The foregoing description of the Registration Rights Agreement does not purport to be complete and is qualified in its entirety by reference to the full text of . . .

ITEM 2.03 CREATION OF A DIRECT FINANCIAL OBLIGATION OR AN OBLIGATION UNDER AN


           OFF-BALANCE SHEET ARRANGEMENT OF A REGISTRANT.



The information set forth in Item 1.01 of this Current Report on Form 8-K is incorporated into this Item 2.03 by reference.

ITEM 7.01 REGULATION FD DISCLOSURE.

On September 29, 2021, the Company issued a press release announcing the closing of the offering of the Notes. A copy of the press release is furnished as Exhibit 99.1 to this Current Report on Form 8-K and incorporated herein by reference.

This information is being furnished pursuant to Item 7.01 of Form 8-K and shall not be deemed to be "filed" for the purposes of Section 18 of the Securities Exchange Act of 1934, as amended (the "Exchange Act"), or otherwise subject to the liabilities of that Section, nor shall it be deemed incorporated by reference in any filing under the Securities Act or the Exchange Act, except as shall be expressly set forth by specific reference in such a filing.

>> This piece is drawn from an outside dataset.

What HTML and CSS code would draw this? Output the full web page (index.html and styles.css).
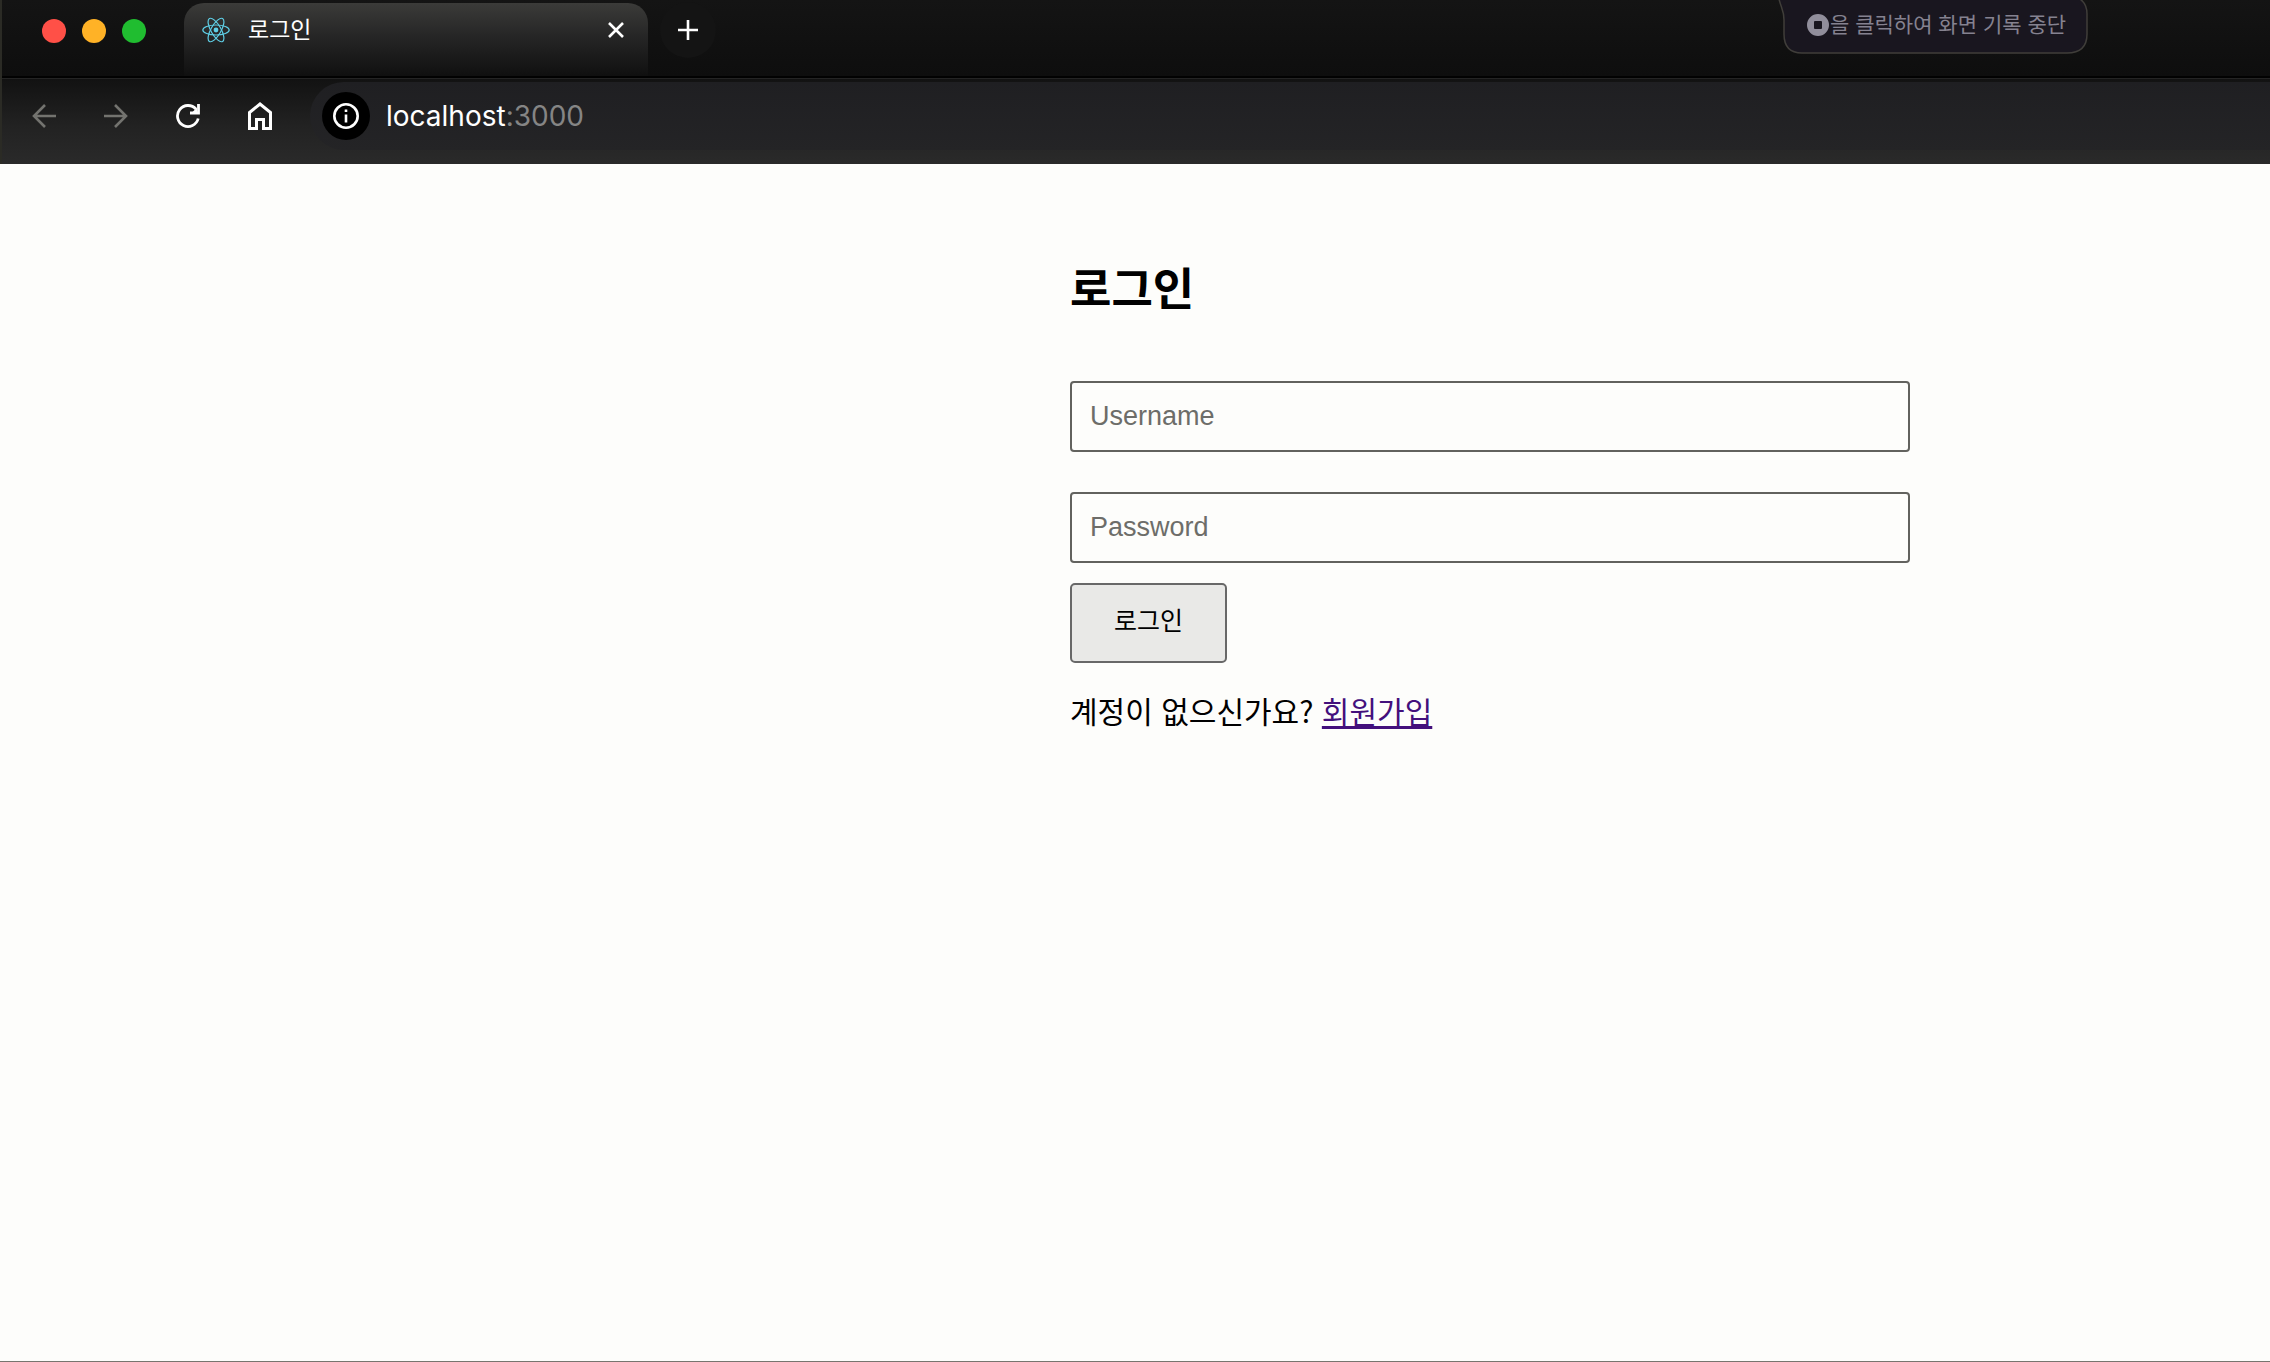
FILE: index.html
```html
<!DOCTYPE html>
<html lang="ko">
<head>
<meta charset="utf-8">
<title>로그인</title>
<link rel="stylesheet" href="styles.css">
</head>
<body>
<header class="browser">
  <div class="tab-strip">
    <div class="lights">
      <span class="light red"></span>
      <span class="light amber"></span>
      <span class="light green"></span>
    </div>
    <div class="tab">
      <svg class="favicon" width="28" height="26" viewBox="0 0 28 26" fill="none" stroke="#5fcfe6" stroke-width="1.2">
        <ellipse cx="14" cy="13" rx="13.2" ry="5"/>
        <ellipse cx="14" cy="13" rx="13.2" ry="5" transform="rotate(60 14 13)"/>
        <ellipse cx="14" cy="13" rx="13.2" ry="5" transform="rotate(120 14 13)"/>
        <circle cx="14" cy="13" r="2.4" fill="#5fcfe6" stroke="none"/>
      </svg>
      <span class="tab-title">로그인</span>
      <button class="icon-button" type="button" aria-label="탭 닫기">
        <svg width="16" height="16" viewBox="0 0 16 16" stroke="#fff" stroke-width="2.6"><path d="M1 1l14 14M15 1L1 15"/></svg>
      </button>
    </div>
    <button class="icon-button new-tab" type="button" aria-label="새 탭">
      <svg width="20" height="20" viewBox="0 0 20 20" stroke="#fff" stroke-width="2.6"><path d="M10 0v20M0 10h20"/></svg>
    </button>
  </div>
  <nav class="toolbar">
    <button class="icon-button dim" type="button" aria-label="뒤로">
      <svg width="24" height="24" viewBox="0 0 24 24" fill="none" stroke="currentColor" stroke-width="2.6"><path d="M24 12H2M13 1L2 12l11 11"/></svg>
    </button>
    <button class="icon-button dim" type="button" aria-label="앞으로">
      <svg width="24" height="24" viewBox="0 0 24 24" fill="none" stroke="currentColor" stroke-width="2.6"><path d="M0 12h22M11 1l11 11-11 11"/></svg>
    </button>
    <button class="icon-button" type="button" aria-label="새로고침">
      <svg width="24" height="24" viewBox="0 0 24 24" fill="none" stroke="currentColor" stroke-width="2.8"><path d="M22.2 14.5A10.5 10.5 0 1 1 20 5.200"/><path d="M22.500 0v9H14"/><path d="M16 8.500l5-5v5z" fill="currentColor" stroke="none"/></svg>
    </button>
    <button class="icon-button" type="button" aria-label="홈">
      <svg width="24" height="28" viewBox="0 0 24 28" fill="none" stroke="currentColor" stroke-width="3"><path d="M1.500 26.500V10.500L12 2l10.500 8.500v16H15.500V17.500h-7v9z"/></svg>
    </button>
    <div class="address">
      <button class="icon-button site-info" type="button" aria-label="사이트 정보">
        <svg width="26" height="26" viewBox="0 0 26 26" fill="none" stroke="currentColor" stroke-width="2.600"><circle cx="13" cy="13" r="11.700"/><path d="M13 11.500v8M13 6.500v2.500"/></svg>
      </button>
      <span class="url">localhost<span class="port">:3000</span></span>
    </div>
  </nav>
  <div class="recording">
    <svg class="recording-shape" width="310" height="54" viewBox="0 0 310 54" fill="#19161f" stroke="#403e3a" stroke-width="1.500"><path d="M1 -1C3 8 6 10 6 20V34Q6 53 24 53H289Q309 53 309 34V14Q309 4 302 -1"/></svg>
    <svg width="22" height="22" viewBox="0 0 22 22"><path d="M11 0a11 11 0 1 0 0 22a11 11 0 0 0 0-22zM8 7h6a1 1 0 0 1 1 1v6a1 1 0 0 1-1 1H8a1 1 0 0 1-1-1V8a1 1 0 0 1 1-1z" fill="#918e9b" fill-rule="evenodd"/></svg>
    <span>을 클릭하여 화면 기록 중단</span>
  </div>
</header>
<main class="page">
  <form class="login">
    <h2 class="heading">로그인</h2>
    <input class="field" type="text" placeholder="Username" aria-label="Username">
    <input class="field" type="password" placeholder="Password" aria-label="Password">
    <button class="submit" type="button">로그인</button>
    <p class="signup">계정이 없으신가요? <a href="#signup">회원가입</a></p>
  </form>
</main>
</body>
</html>
```
FILE: styles.css
```css
* {
  box-sizing: border-box;
}

body {
  margin: 0;
  min-height: 100vh;
  display: flex;
  flex-direction: column;
  background: #fdfdfb;
  color: #000;
  font-family: "Noto Sans CJK KR", sans-serif;
}

.browser {
  position: relative;
  color: #fff;
  border-left: 2px solid #2b2b25;
  background: #121212;
}

.tab-strip {
  display: flex;
  height: 78px;
  border-bottom: 2px solid #020202;
  background: linear-gradient(#141414, #0e0e0e);
}

.lights {
  display: flex;
  gap: 16px;
  padding: 19px 38px 0 40px;
}

.light {
  width: 24px;
  height: 24px;
  border-radius: 50%;
}

.red { background: #ff5047; }
.amber { background: #ffb226; }
.green { background: #20bd30; }

.tab {
  display: flex;
  align-items: center;
  width: 464px;
  height: 73px;
  margin-top: 3px;
  padding: 0 24px 20px 18px;
  border-radius: 20px 20px 0 0;
  background: linear-gradient(#3b3b39, #262626 45%, #101010);
}

.tab-title {
  flex: 1;
  padding: 0 0 4px 18px;
  font-size: 23px;
  line-height: 32px;
}

.icon-button {
  display: flex;
  align-items: center;
  justify-content: center;
  padding: 0;
  border: 0;
  background: none;
  color: #fff;
}

.new-tab {
  width: 56px;
  height: 56px;
  margin: 2px 0 0 12px;
  border-radius: 50%;
  background: #141414;
}

.toolbar {
  display: flex;
  align-items: center;
  gap: 48px;
  height: 86px;
  padding: 0 0 12px 30px;
  border-top: 1px solid #242424;
  background: linear-gradient(#121212, #222222 55%, #2a2a2a);
}

.dim {
  color: #73736f;
}

.address {
  flex: 1;
  display: flex;
  align-items: center;
  gap: 16px;
  height: 68px;
  padding-left: 12px;
  margin-left: -10px;
  border-radius: 34px 0 0 34px;
  background: linear-gradient(#1f1f22, #242426);
}

.site-info {
  width: 48px;
  height: 48px;
  border-radius: 50%;
  background: #000;
}

.url {
  font-family: Inter, sans-serif;
  font-size: 28px;
  line-height: 36px;
}

.port {
  color: #858585;
}

.recording {
  position: absolute;
  top: 0;
  right: 182px;
  z-index: 1;
  display: flex;
  gap: 1px;
  width: 310px;
  height: 54px;
  padding: 14px 0 0 29px;
  color: #858290;
  font-size: 21px;
  line-height: 18px;
  white-space: nowrap;
}

.recording-shape {
  position: absolute;
  top: 0;
  left: 0;
  z-index: -1;
}

.page {
  flex: 1;
  display: grid;
  grid-template-columns: 107fr 84fr 36fr;
  align-items: start;
  border-bottom: 1px solid #77756f;
}

.login {
  grid-column: 2;
  display: flex;
  flex-direction: column;
  align-items: flex-start;
  padding-top: 91px;
}

.heading {
  margin: 0 0 62px;
  font-size: 45px;
  line-height: 64px;
}

.field {
  width: 100%;
  height: 71px;
  margin: 0 0 40px;
  padding: 0 18px;
  border: 2px solid #62625e;
  border-radius: 4px;
  background: transparent;
  font-family: "Liberation Sans", sans-serif;
  font-size: 27px;
}

.field::placeholder {
  color: #6d6d69;
}

.submit {
  width: 157px;
  height: 80px;
  margin-top: -20px;
  padding: 0 0 8px;
  border: 2px solid #686868;
  border-radius: 5px;
  background: #e9e9e7;
  color: #000;
  font-family: "Noto Sans CJK KR", sans-serif;
  font-size: 25px;
}

.signup {
  margin: 25px 0 0;
  font-size: 30px;
  line-height: 44px;
}

.signup a {
  color: #43107c;
  text-underline-offset: 3px;
}
```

Item 9.01 Financial Statements and Exhibits.






(d)    Exhibits.



Exhibit
 Number     Description

  4.1         Indenture, dated December 20, 2018, between Helmerich & Payne, Inc.
            and Wells Fargo Bank, National Association, as trustee (incorporated
            herein by reference to Exhibit 4.1 of the Company's Form 8-K filed on
            December 20, 2018, SEC File No. 001-04221).
  4.2         Second Supplemental Indenture, dated September 29, 2021, to the
            Indenture, dated December 20, 2018, between Helmerich & Payne, Inc.
            and Wells Fargo Bank, National Association, as trustee (including the
            form of 2.900% Senior Note due 2031).
  4.3         Registration Rights Agreement, dated September 29, 2021, among
            Helmerich & Payne, Inc. and the initial purchasers named therein.
  99.1        Press Release dated September 29, 2021, issued by the Company.
  104       Cover Page Interactive Data File - the cover page XBRL tags are
            embedded within the Inline XBRL document.